О том, насколько резким был поворот партийной линии во взглядах на образ жизни, манеру поведения, стиль одежды, может рассказать такой факт. В одном из мемуаров я нашла описание санатория ЦК ВКП(б) тех лет. Особым шиком в одежде считались шелковые пижамы, их выдавали обитателям санатория. Партийцы появлялись в пижамах не только на прогулках и в столовой. Были случаи, когда и на митингах перед трудящимися близлежащего города ораторы выступали в шелковых пижамах. Невозможно представить, чтобы партиец в послереволюционные годы или даже в период нэпа вышел «к массам» не в кожанке или военной форме, а в шелковой пижаме и лакированных туфлях. Во второй половине 1930‐х это стало возможно.
Обуржуазивание быта, вещизм, пропаганду материальных ценностей в советском обществе середины 1930‐х годов отмечали многие. Лев Троцкий писал о преданной революции. Социолог Николай Тимашев – «о великом отступлении». Революционера сменял карьерист, который и добивался постов для того, чтобы лучше жить. Однако списать изменения на перерождение или вырождение власти недостаточно. Новый курс касался не только партийцев, но и каждого советского человека. Исследователи объясняют резкий поворот социально-политическими причинами – необходимостью стабилизации сталинского режима. Будучи социально-экономическим историком, хочу подчеркнуть причины экономические. Пропагандируя потребительские ценности, Политбюро боролось с проблемами, порожденными многолетней карточной системой – в первую очередь, отсутствием материальных стимулов к труду. Люди должны были вновь увидеть смысл в зарабатывании денег. Не скудный паек, а магазины, полные товаров, служба быта и веселый досуг должны были вернуть интерес к работе, поднять производительность труда и усилить приток денег в госбюджет.

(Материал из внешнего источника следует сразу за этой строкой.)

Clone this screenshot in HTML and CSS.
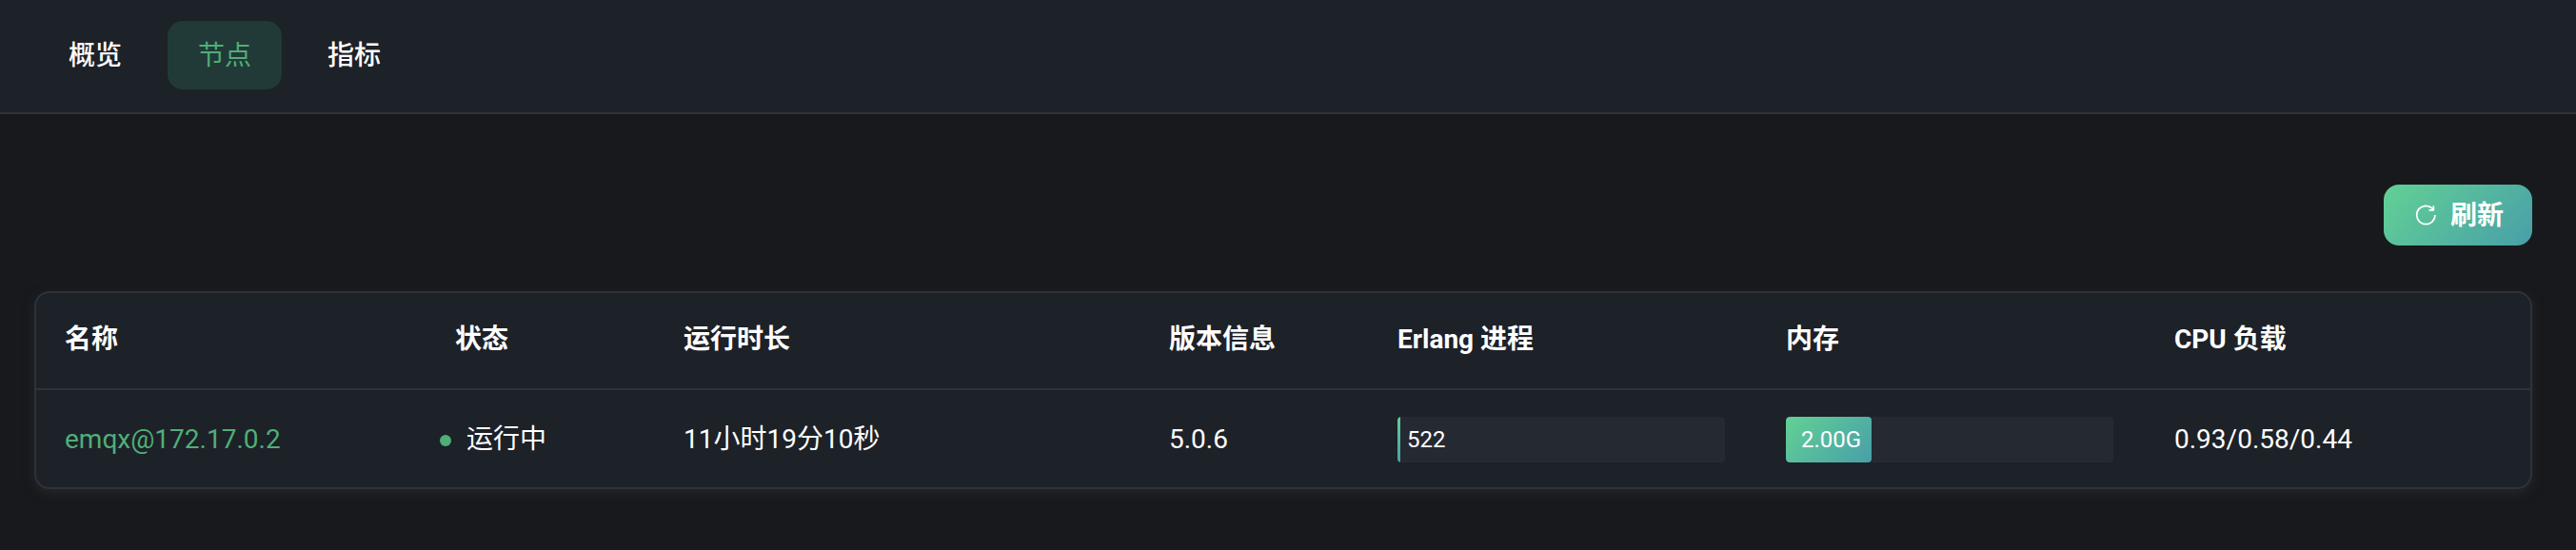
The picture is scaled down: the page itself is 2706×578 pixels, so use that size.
FILE: index.html
```html
<!DOCTYPE html>
<html lang="zh-CN">
<head>
<meta charset="utf-8">
<title>节点</title>
<link rel="stylesheet" href="styles.css">
</head>
<body>
<nav class="tabs">
  <a class="tab">概览</a>
  <a class="tab active">节点</a>
  <a class="tab">指标</a>
</nav>
<main class="content">
  <div class="toolbar">
    <button class="refresh">
      <svg class="icon" viewBox="0 0 1024 1024"><path fill="currentColor" d="M784.512 230.272v-50.56a32 32 0 1 1 64 0v149.056a32 32 0 0 1-32 32H667.52a32 32 0 1 1 0-64h92.992A320 320 0 1 0 524.8 833.152a320 320 0 0 0 320-320h64a384 384 0 0 1-384 384 384 384 0 0 1-384-384 384 384 0 0 1 643.712-282.88z"/></svg>
      <span class="label">刷新</span>
    </button>
  </div>
  <section class="table">
    <div class="row head">
      <div class="cell">名称</div>
      <div class="cell">状态</div>
      <div class="cell">运行时长</div>
      <div class="cell">版本信息</div>
      <div class="cell">Erlang 进程</div>
      <div class="cell">内存</div>
      <div class="cell">CPU 负载</div>
    </div>
    <div class="row">
      <div class="cell"><a class="link">emqx@172.17.0.2</a></div>
      <div class="cell status"><i class="dot"></i><span>运行中</span></div>
      <div class="cell">11小时19分10秒</div>
      <div class="cell">5.0.6</div>
      <div class="cell"><div class="bar"><div class="fill thin"></div><span class="outside">522</span></div></div>
      <div class="cell"><div class="bar"><div class="fill memory"><span>2.00G</span></div></div></div>
      <div class="cell">0.93/0.58/0.44</div>
    </div>
  </section>
</main>
</body>
</html>
```
FILE: styles.css
```css
* { box-sizing: border-box; }
body {
  margin: 0;
  min-height: 578px;
  background: #18191c;
  color: #fff;
  font-family: Roboto, "Noto Sans CJK SC", sans-serif;
  font-size: 28px;
  line-height: 40px;
}
.tabs {
  display: flex;
  gap: 16px;
  height: 120px;
  padding: 22px 40px 0;
  background: #1d2128;
  border-bottom: 2px solid #2e323a;
}
.tab {
  height: 72px;
  padding: 1px 32px 0;
  line-height: 72px;
  border-radius: 16px;
  font-weight: 500;
}
.tab.active {
  color: #50ae78;
  background: #223a37;
  font-weight: 400;
}
.content { padding: 74px 46px 0 36px; }
.toolbar {
  display: flex;
  justify-content: flex-end;
  margin-bottom: 48px;
}
.refresh {
  display: flex;
  align-items: center;
  gap: 12px;
  height: 64px;
  padding: 0 30px;
  border: 0;
  border-radius: 16px;
  color: #fff;
  font: bold 28px/62px Roboto, "Noto Sans CJK SC", sans-serif;
  background: linear-gradient(132deg, #62d195 0%, #489fa8 100%);
}
.icon { width: 28px; height: 28px; }
.label { padding-top: 2px; }
.table {
  height: 208px;
  border: 2px solid #2e323a;
  border-radius: 16px;
  background: #1d2128;
  box-shadow: 0 4px 12px rgba(46, 48, 56, 0.6);
}
.row {
  display: grid;
  grid-template-columns: 408px 240px 510px 240px 408px 408px 1fr;
  align-items: center;
  height: 104px;
}
.head {
  height: 102px;
  padding-bottom: 2px;
  border-bottom: 2px solid #2e323a;
  font-weight: 700;
}
.cell { padding: 0 32px; white-space: nowrap; }
.cell:first-child { padding-left: 30px; }
.link { color: #50ae78; }
.status {
  display: flex;
  align-items: center;
  gap: 16px;
  padding: 0 0 0 16px;
}
.dot {
  width: 12px;
  height: 12px;
  margin-top: 2px;
  border-radius: 50%;
  background: #50ae78;
}
.bar {
  display: flex;
  height: 48px;
  overflow: hidden;
  border-radius: 4px;
  background: #252932;
  font-size: 24px;
  line-height: 48px;
}
.fill {
  border-radius: 4px;
  background: linear-gradient(132deg, #62d195 0%, #489fa8 100%);
}
.thin { width: 3px; border-radius: 4px 0 0 4px; }
.outside { padding-left: 7px; }
.memory { width: 90px; padding-left: 16px; }
```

По словам Сталина, нужно было возродить «моду на деньги». Однако Политбюро проводило реформу не за счет расширения легального предпринимательства и рынка, а за счет перераспределения скудных государственных ресурсов, не желая менять основы социалистической экономики. Кризисы снабжения и локальный голод не оставляли страну и после «великого отступления».
Тут-то и зазвучали в Торгсине призывы наладить культурную торговлю, заняться рекламой, изучать потребительский спрос, следить за модой, проводить декадники чистоты и т. д. и т. п.
Однако легче было сказать, чем сделать. Например, кадровый вопрос. Даже в элитной Ленинградской конторе в период ее расцвета (весна 1935 года) 60% работников имели лишь низшее образование, включая самого управляющего конторы, его зама, ответственных руководителей групп, а также практически всех директоров магазинов и баз, их замов и почти всех заведующих отделов в магазинах и на базах. Подавляющее большинство продавцов (почти 80%) закончили лишь начальную школу. Среднее образование имели менее трети работников Ленинградской конторы – главным образом бухгалтеры, кассиры, экономисты. И всего лишь 14 человек, или менее 1% общего состава Ленинградской конторы Торгсина, в 1935 году имели высшее образование: два старших бухгалтера, три кассира, инспектор, четверо экономистов и юрист.
В глубинке картина повальной необразованности, а то и элементарной неграмотности торгсиновских работников будет еще более удручающей. Например, в руководящем составе среднеазиатских контор Торгсина (управляющие контор, уполномоченные правления в республиках, директора агентств и магазинов) не было ни одного человека с высшим образованием. Только двое закончили реальное училище, остальные имели за плечами лишь начальную школу. Высшее образование в руководящем аппарате среднеазиатского Торгсина было у двух специалистов: экономиста и юрисконсульта, который закончил юридический факультет при царе. Из-за высокой текучести кадров и нехватки людей брали на работу кого придется: престарелых учили отмерять и считать, колбасники работали в парфюмерии. Пытаясь поправить положение, правление присылало в регионы на подмогу работников из Москвы, но удержать их в глубинке из‐за плохих условий работы и трудностей с жильем было почти невозможно.